Thank you but the same time:
   import numpy as np
    import time
    N = 3000
    m_0 = np.arange(N)
    a = np.ones(N)
#===== first =========
    t1 = time.time()
    m_1 = np.outer(m_0, a).ravel()
    m_2 = np.outer(a, m_0).ravel()
    t1 = time.time() - t1
#===== second =======
    t2 = time.time()
    m_3 = np.tile(m_0, N)
    m_4  = np.repeat(m_0, N)
    t2 = time.time() - t2
#==================
    np.sum(m_1 - m_3)
    np.sum(m_2 - m_4)
    t1
    t2
 
10.01.2021, 08:37, "V. Armando Sole" <s...@esrf.fr>:

I guess the speed up, if any, will be machine dependent, but you can give a try at:

import numpy as np
import time
N = 3000
m_0 = np.arange(N)
t = time.time()
a = np.ones(N)
m_1 = np.outer(m_0, a).ravel()
m_2 = np.outer(a, m_0).ravel()
t = time.time() - t

 

 

On 2021-01-09 20:07, klark--k...@yandex.ru wrote:

Hello. There is a random 1D array m_0 with size 3000, for example:

m_0 = np.array([0, 1, 2])

I need to generate two 1D arrays:

m_1 = np.array([0, 1, 2, 0, 1, 2, 0, 1, 2])
m_2 = np.array([0, 0, 0, 1, 1, 1, 2, 2, 2])

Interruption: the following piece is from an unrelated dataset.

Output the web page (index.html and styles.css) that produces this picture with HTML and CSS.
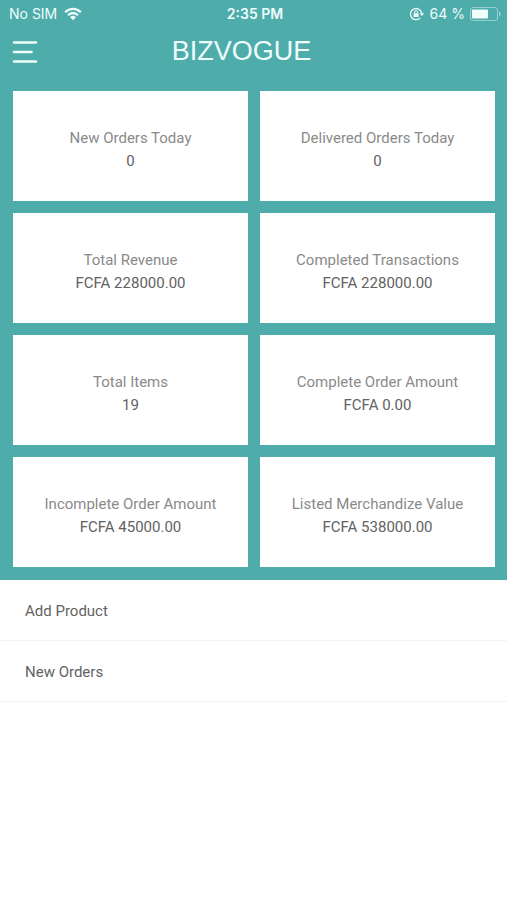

Is there faster way to do it than this one:

import numpy as np
import time
N = 3
m_0 = np.arange(N)

t = time.time()
m_1 = np.tile(m_0, N)
m_2 = np.repeat(m_0, N)
t = time.time() - t
I tried other ways but they are slower or have the same time. Other NumPy operations in my code 10-100 times faster. Why the repeating an array is so slow? I need 10 times speed up. Thank you for your attantion to my problem.